-- start --

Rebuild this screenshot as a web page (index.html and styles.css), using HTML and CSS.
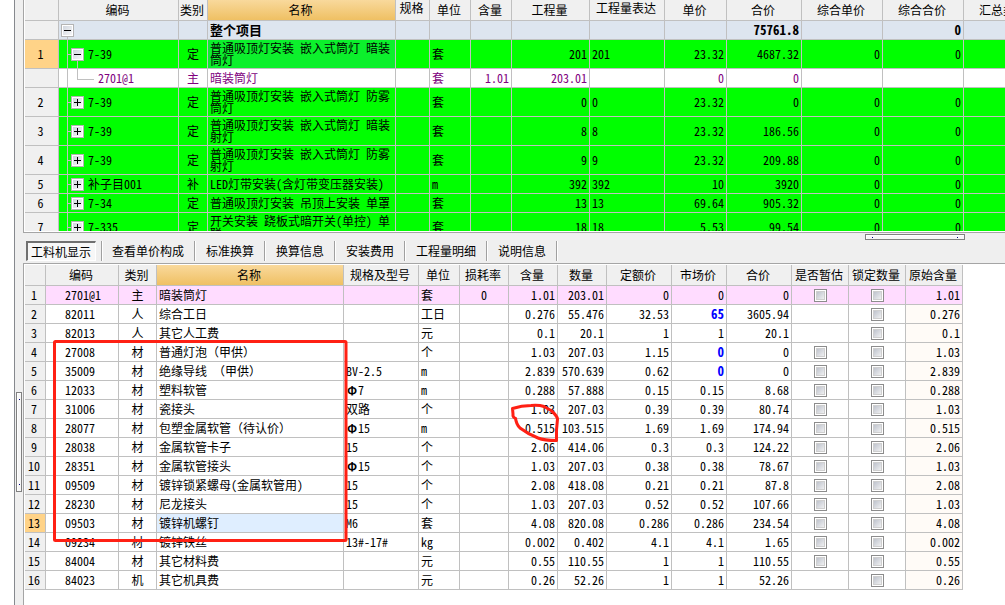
FILE: index.html
```html
<!DOCTYPE html>
<html lang="zh-CN">
<head>
<meta charset="utf-8">
<title>工料机显示</title>
<link rel="stylesheet" href="styles.css">
</head>
<body>
<div class="app">
<div class="rail"><div class="grip grip-v"><i></i><i></i></div></div>
<main class="content">
<section class="pane pane-top"><div class="clip">
<table class="grid quota">
<colgroup><col class="w34"><col class="w120"><col class="w29"><col class="w188"><col class="w34"><col class="w41"><col class="w41"><col class="w78"><col class="w75"><col class="w62"><col class="w75"><col class="w81"><col class="w81"><col class="w81"></colgroup>
<thead><tr><th></th><th>编码</th><th>类别</th><th class="hot">名称</th><th class="up">规格</th><th>单位</th><th>含量</th><th>工程量</th><th class="up">工程量表达</th><th>单价</th><th>合价</th><th>综合单价</th><th>综合合价</th><th>汇总类别</th></tr></thead>
<tbody>
<tr class="total"><th></th><td class="root"><div class="node"><button class="box" aria-label="折叠"><svg viewBox="0 0 8 8"><path d="M1 4.5h7"/></svg></button></div></td><td></td><td class="l">整个项目</td><td></td><td></td><td></td><td></td><td></td><td></td><td>75761.8</td><td></td><td>0</td><td></td></tr>
<tr class="tall green"><th class="cur">1</th><td class="tree open"><div class="node"><button class="box" aria-label="折叠"><svg viewBox="0 0 8 8"><path d="M1 4.5h7"/></svg></button>7-39</div></td><td class="c">定</td><td class="l sel">普通吸顶灯安装 嵌入式筒灯 暗装<br>筒灯</td><td></td><td class="l">套</td><td></td><td>201</td><td class="l">201</td><td>23.32</td><td>4687.32</td><td>0</td><td>0</td><td></td></tr>
<tr class="child"><th></th><td class="leaf">2701@1</td><td class="c">主</td><td class="l">暗装筒灯</td><td></td><td class="l">套</td><td>1.01</td><td>203.01</td><td></td><td>0</td><td>0</td><td></td><td></td><td></td></tr>
<tr class="tall green"><th>2</th><td class="tree"><div class="node"><button class="box" aria-label="展开"><svg viewBox="0 0 8 8"><path d="M1 4.5h7M4.5 1v7"/></svg></button>7-39</div></td><td class="c">定</td><td class="l">普通吸顶灯安装 嵌入式筒灯 防雾<br>筒灯</td><td></td><td class="l">套</td><td></td><td>0</td><td class="l">0</td><td>23.32</td><td>0</td><td>0</td><td>0</td><td></td></tr>
<tr class="tall green"><th>3</th><td class="tree"><div class="node"><button class="box" aria-label="展开"><svg viewBox="0 0 8 8"><path d="M1 4.5h7M4.5 1v7"/></svg></button>7-39</div></td><td class="c">定</td><td class="l">普通吸顶灯安装 嵌入式筒灯 暗装<br>射灯</td><td></td><td class="l">套</td><td></td><td>8</td><td class="l">8</td><td>23.32</td><td>186.56</td><td>0</td><td>0</td><td></td></tr>
<tr class="tall green"><th>4</th><td class="tree"><div class="node"><button class="box" aria-label="展开"><svg viewBox="0 0 8 8"><path d="M1 4.5h7M4.5 1v7"/></svg></button>7-39</div></td><td class="c">定</td><td class="l">普通吸顶灯安装 嵌入式筒灯 防雾<br>射灯</td><td></td><td class="l">套</td><td></td><td>9</td><td class="l">9</td><td>23.32</td><td>209.88</td><td>0</td><td>0</td><td></td></tr>
<tr class="green"><th>5</th><td class="tree"><div class="node"><button class="box" aria-label="展开"><svg viewBox="0 0 8 8"><path d="M1 4.5h7M4.5 1v7"/></svg></button>补子目001</div></td><td class="c">补</td><td class="l">LED灯带安装(含灯带变压器安装)</td><td></td><td class="l">m</td><td></td><td>392</td><td class="l">392</td><td>10</td><td>3920</td><td>0</td><td>0</td><td></td></tr>
<tr class="green"><th>6</th><td class="tree"><div class="node"><button class="box" aria-label="展开"><svg viewBox="0 0 8 8"><path d="M1 4.5h7M4.5 1v7"/></svg></button>7-34</div></td><td class="c">定</td><td class="l">普通吸顶灯安装 吊顶上安装 单罩</td><td></td><td class="l">套</td><td></td><td>13</td><td class="l">13</td><td>69.64</td><td>905.32</td><td>0</td><td>0</td><td></td></tr>
<tr class="tall green"><th>7</th><td class="tree"><div class="node"><button class="box" aria-label="展开"><svg viewBox="0 0 8 8"><path d="M1 4.5h7M4.5 1v7"/></svg></button>7-335</div></td><td class="c">定</td><td class="l">开关安装 跷板式暗开关(单控) 单<br>联</td><td></td><td class="l">套</td><td></td><td>18</td><td class="l">18</td><td>5.53</td><td>99.54</td><td>0</td><td>0</td><td></td></tr>
</tbody>
</table>
</div></section>
<div class="splitter"><div class="grip grip-h"><i></i><i></i></div></div>
<nav class="tabs"><button class="active">工料机显示</button><button>查看单价构成</button><button>标准换算</button><button>换算信息</button><button>安装费用</button><button>工程量明细</button><button>说明信息</button></nav>
<section class="pane pane-bottom">
<table class="grid detail">
<colgroup><col class="w21"><col class="w73"><col class="w38"><col class="w187"><col class="w75"><col class="w41"><col class="w49"><col class="w49"><col class="w49"><col class="w65"><col class="w55"><col class="w65"><col class="w57"><col class="w57"><col class="w57"></colgroup>
<thead><tr><th></th><th>编码</th><th>类别</th><th class="hot">名称</th><th>规格及型号</th><th>单位</th><th>损耗率</th><th>含量</th><th>数量</th><th>定额价</th><th>市场价</th><th>合价</th><th>是否暂估</th><th>锁定数量</th><th>原始含量</th></tr></thead>
<tbody>
<tr class="pink"><th>1</th><td class="code">2701@1</td><td class="c">主</td><td class="l">暗装筒灯</td><td></td><td class="l">套</td><td class="c">0</td><td>1.01</td><td>203.01</td><td>0</td><td>0</td><td>0</td><td class="c"><input type="checkbox" aria-label="是否暂估"></td><td class="c"><input type="checkbox" aria-label="锁定数量"></td><td class="orig">1.01</td></tr>
<tr><th>2</th><td class="code">82011</td><td class="c">人</td><td class="l">综合工日</td><td></td><td class="l">工日</td><td></td><td>0.276</td><td>55.476</td><td>32.53</td><td class="blue">65</td><td>3605.94</td><td></td><td class="c"><input type="checkbox" aria-label="锁定数量"></td><td class="orig">0.276</td></tr>
<tr><th>3</th><td class="code">82013</td><td class="c">人</td><td class="l">其它人工费</td><td></td><td class="l">元</td><td></td><td>0.1</td><td>20.1</td><td>1</td><td>1</td><td>20.1</td><td></td><td class="c"><input type="checkbox" aria-label="锁定数量"></td><td class="orig">0.1</td></tr>
<tr><th>4</th><td class="code">27008</td><td class="c">材</td><td class="l">普通灯泡<span class="wide">（甲供）</span></td><td></td><td class="l">个</td><td></td><td>1.03</td><td>207.03</td><td>1.15</td><td class="blue">0</td><td>0</td><td class="c"><input type="checkbox" aria-label="是否暂估"></td><td class="c"><input type="checkbox" aria-label="锁定数量"></td><td class="orig">1.03</td></tr>
<tr><th>5</th><td class="code">35009</td><td class="c">材</td><td class="l">绝缘导线 <span class="wide">（甲供）</span></td><td class="l">BV-2.5</td><td class="l">m</td><td></td><td>2.839</td><td>570.639</td><td>0.62</td><td class="blue">0</td><td>0</td><td class="c"><input type="checkbox" aria-label="是否暂估"></td><td class="c"><input type="checkbox" aria-label="锁定数量"></td><td class="orig">2.839</td></tr>
<tr><th>6</th><td class="code">12033</td><td class="c">材</td><td class="l">塑料软管</td><td class="l"><b class="phi">Φ</b>7</td><td class="l">m</td><td></td><td>0.288</td><td>57.888</td><td>0.15</td><td>0.15</td><td>8.68</td><td class="c"><input type="checkbox" aria-label="是否暂估"></td><td class="c"><input type="checkbox" aria-label="锁定数量"></td><td class="orig">0.288</td></tr>
<tr><th>7</th><td class="code">31006</td><td class="c">材</td><td class="l">瓷接头</td><td class="l">双路</td><td class="l">个</td><td></td><td>1.03</td><td>207.03</td><td>0.39</td><td>0.39</td><td>80.74</td><td class="c"><input type="checkbox" aria-label="是否暂估"></td><td class="c"><input type="checkbox" aria-label="锁定数量"></td><td class="orig">1.03</td></tr>
<tr><th>8</th><td class="code">28077</td><td class="c">材</td><td class="l">包塑金属软管<span class="wide">（待认价）</span></td><td class="l"><b class="phi">Φ</b>15</td><td class="l">m</td><td></td><td>0.515</td><td>103.515</td><td>1.69</td><td>1.69</td><td>174.94</td><td class="c"><input type="checkbox" aria-label="是否暂估"></td><td class="c"><input type="checkbox" aria-label="锁定数量"></td><td class="orig">0.515</td></tr>
<tr><th>9</th><td class="code">28038</td><td class="c">材</td><td class="l">金属软管卡子</td><td class="l">15</td><td class="l">个</td><td></td><td>2.06</td><td>414.06</td><td>0.3</td><td>0.3</td><td>124.22</td><td class="c"><input type="checkbox" aria-label="是否暂估"></td><td class="c"><input type="checkbox" aria-label="锁定数量"></td><td class="orig">2.06</td></tr>
<tr><th>10</th><td class="code">28351</td><td class="c">材</td><td class="l">金属软管接头</td><td class="l"><b class="phi">Φ</b>15</td><td class="l">个</td><td></td><td>1.03</td><td>207.03</td><td>0.38</td><td>0.38</td><td>78.67</td><td class="c"><input type="checkbox" aria-label="是否暂估"></td><td class="c"><input type="checkbox" aria-label="锁定数量"></td><td class="orig">1.03</td></tr>
<tr><th>11</th><td class="code">09509</td><td class="c">材</td><td class="l">镀锌锁紧螺母(金属软管用)</td><td class="l">15</td><td class="l">个</td><td></td><td>2.08</td><td>418.08</td><td>0.21</td><td>0.21</td><td>87.8</td><td class="c"><input type="checkbox" aria-label="是否暂估"></td><td class="c"><input type="checkbox" aria-label="锁定数量"></td><td class="orig">2.08</td></tr>
<tr><th>12</th><td class="code">28230</td><td class="c">材</td><td class="l">尼龙接头</td><td class="l">15</td><td class="l">个</td><td></td><td>1.03</td><td>207.03</td><td>0.52</td><td>0.52</td><td>107.66</td><td class="c"><input type="checkbox" aria-label="是否暂估"></td><td class="c"><input type="checkbox" aria-label="锁定数量"></td><td class="orig">1.03</td></tr>
<tr><th class="cur">13</th><td class="code">09503</td><td class="c">材</td><td class="l sel">镀锌机螺钉</td><td class="l">M6</td><td class="l">套</td><td></td><td>4.08</td><td>820.08</td><td>0.286</td><td>0.286</td><td>234.54</td><td class="c"><input type="checkbox" aria-label="是否暂估"></td><td class="c"><input type="checkbox" aria-label="锁定数量"></td><td class="orig">4.08</td></tr>
<tr><th>14</th><td class="code">09234</td><td class="c">材</td><td class="l">镀锌铁丝</td><td class="l">13#-17#</td><td class="l">kg</td><td></td><td>0.002</td><td>0.402</td><td>4.1</td><td>4.1</td><td>1.65</td><td class="c"><input type="checkbox" aria-label="是否暂估"></td><td class="c"><input type="checkbox" aria-label="锁定数量"></td><td class="orig">0.002</td></tr>
<tr><th>15</th><td class="code">84004</td><td class="c">材</td><td class="l">其它材料费</td><td></td><td class="l">元</td><td></td><td>0.55</td><td>110.55</td><td>1</td><td>1</td><td>110.55</td><td class="c"><input type="checkbox" aria-label="是否暂估"></td><td class="c"><input type="checkbox" aria-label="锁定数量"></td><td class="orig">0.55</td></tr>
<tr><th>16</th><td class="code">84023</td><td class="c">机</td><td class="l">其它机具费</td><td></td><td class="l">元</td><td></td><td>0.26</td><td>52.26</td><td>1</td><td>1</td><td>52.26</td><td></td><td class="c"><input type="checkbox" aria-label="锁定数量"></td><td class="orig">0.26</td></tr>
</tbody>
</table>
<svg class="marks" width="560" height="300" viewBox="24 264 560 300"><rect x="54.5" y="341.5" width="291.500" height="199" rx="1"/><path d="M516 419C514 417 512.500 418 513 414L512.500 408.500C520 406 526 405.500 531 405.500C537 405 541 405.500 544 406.500L551 410.500C554 413 557 416 557.500 419L556.500 430V440.500C550 440.500 543 440 538 438C530 435 524 431 520 428C517 425 516 423 515.500 418"/></svg>
</section>
</main>
</div>
</body>
</html>
```
FILE: styles.css
```css
* { box-sizing: border-box; }
body {
  margin: 0;
  background: #fff;
  color: #000;
  font: 12px/12px "Noto Sans CJK SC", sans-serif;
  font-feature-settings: "hwid";
  overflow: hidden;
}
button { font: inherit; font-feature-settings: inherit; color: inherit; }
.app { display: flex; height: 100vh; padding-left: 14px; }
.rail { flex: none; width: 9px; background: #efefef; border-left: 1px solid #86898e; padding-left: 1px; }
.content { flex: 1; min-width: 0; display: flex; flex-direction: column; background: #efefef; }
.pane { flex: none; border-left: 1px solid #a5a5a5; background: #fff; padding-left: 1px; }
.pane-top { border-bottom: 1px solid #a5a5a5; padding-bottom: 1px; height: 233px; }
.clip { height: 100%; overflow: hidden; }
.pane-bottom { flex: 1; border-top: 1px solid #a5a5a5; padding-top: 1px; position: relative; overflow: hidden; }

.grip { display: flex; justify-content: space-between; border: 1px solid #808080; background: #f7f7f7; box-shadow: inset 1px 1px #fff; }
.grip i { width: 1px; height: 1px; background: #000080; }
.grip-v { flex-direction: column; align-items: center; width: 6px; height: 100px; margin-top: 392px; padding: 6px 0; }
.splitter { flex: none; height: 8px; padding: 1px 40px 1px 0; display: flex; justify-content: flex-end; }
.grip-h { width: 100px; height: 6px; align-items: center; padding: 0 6px; }

.tabs { flex: none; display: flex; height: 22px; padding: 0 0 2px 2px; }
.tabs button { border: 0; border-right: 1px solid #a0a0a0; box-shadow: 1px 0 #fff; margin-right: 1px; background: none; padding: 0 10px; white-space: nowrap; }
.tabs .active { border: 1px solid #fff; border-top: 2px solid #707070; border-left: 2px solid #707070; box-shadow: 5px 0 #efefef, 6px 0 #a0a0a0, 7px 0 #fff; background: #f7f7f7; padding: 0 4px 0 3px; margin: 0 6px 0 1px; }

.grid { table-layout: fixed; width: 0; border-collapse: separate; border-spacing: 0; }
.grid tr { height: 19px; }
.grid thead tr { height: 21px; }
.grid .tall { height: 29px; }
.grid th, .grid td { padding: 0 2px; border: 0 solid #c0c0c0; border-width: 0 1px 1px 0; font-weight: normal; text-align: right; white-space: nowrap; overflow: hidden; }
.grid th { background: #f0f0f0; text-align: center; padding: 0 2px 0 0; }
.grid .l { text-align: left; }
.grid .c { text-align: center; }
.grid .hot { background: linear-gradient(#f9d99c, #efc063); }
.grid .cur { background: #ffd388; }
.grid .up { padding-bottom: 4px; }

.total td { background: #dde5ef; font-size: 13px; font-weight: bold; }
.green td { background-color: #0f0; }
.green .sel { background: #0cf02c; }
.child td { color: #800080; }
.grid .root, .grid .tree, .grid .leaf { text-align: left; background-repeat: no-repeat; }
.grid .root { padding: 0 0 0 2px; background-image: linear-gradient(#c0c0c0, #c0c0c0); background-size: 1px 4px; background-position: 8px bottom; }
.grid .tree { padding: 0 0 0 12px; background-image: linear-gradient(#c0c0c0, #c0c0c0), linear-gradient(#c0c0c0, #c0c0c0); background-size: 1px 100%, 5px 1px; background-position: 8px 0, 8px center; }
.grid .open { background-image: linear-gradient(#c0c0c0, #c0c0c0), linear-gradient(#c0c0c0, #c0c0c0), linear-gradient(#c0c0c0, #c0c0c0); background-size: 1px 100%, 5px 1px, 1px 50%; background-position: 8px 0, 8px center, 18px bottom; }
.grid .leaf { padding: 0 0 0 39px; background-image: linear-gradient(#c0c0c0, #c0c0c0), linear-gradient(#c0c0c0, #c0c0c0), linear-gradient(#c0c0c0, #c0c0c0); background-size: 1px 100%, 1px 10px, 17px 1px; background-position: 8px 0, 18px 0, 18px 10px; }
.node { display: flex; align-items: center; gap: 4px; }
.box { width: 13px; height: 13px; padding: 0; border: 1px solid #b4b4b4; background: linear-gradient(135deg, #ccd2dc, #fafafa); box-shadow: inset 0 0 0 1px #fff; }
.box svg { display: block; width: 8px; height: 8px; margin: 1px; fill: none; stroke: #000; }

.detail .code { text-align: left; padding-left: 19px; }
.detail .orig { background: #fffbf7; }
.detail .pink td { background: #ffdcff; }
.detail .sel { background: #dfeeff; }
.detail .blue { color: #00f; font-size: 13px; font-weight: bold; }
.wide { font-feature-settings: normal; }
.phi { display: inline-block; width: 12px; text-align: center; font-weight: bold; }
.detail input { appearance: none; display: block; width: 13px; height: 13px; margin: 0 auto; border: 1px solid #8c8c8c; background: linear-gradient(135deg, #b8bdc8, #f6f6f6) content-box, #fff; padding: 1px; box-shadow: inset 0 0 0 1px #fff, inset 0 0 0 2px #cfcfcf; }
.marks { position: absolute; left: 0; top: 0; fill: none; stroke: #ff2014; stroke-width: 3; stroke-linejoin: round; pointer-events: none; }

.w21 { width: 21px; } .w29 { width: 29px; } .w34 { width: 34px; } .w38 { width: 38px; }
.w41 { width: 41px; } .w49 { width: 49px; } .w55 { width: 55px; } .w57 { width: 57px; }
.w62 { width: 62px; } .w65 { width: 65px; } .w73 { width: 73px; } .w75 { width: 75px; }
.w78 { width: 78px; } .w81 { width: 81px; } .w120 { width: 120px; } .w187 { width: 187px; } .w188 { width: 188px; }
```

-- end --

WHAT YOU NEED TO DO | Search the lines above for the string "index" and copy each line that has it.

WRITTEN RESPONSE |
Rebuild this screenshot as a web page (index.html and styles.css), using HTML and CSS.
FILE: index.html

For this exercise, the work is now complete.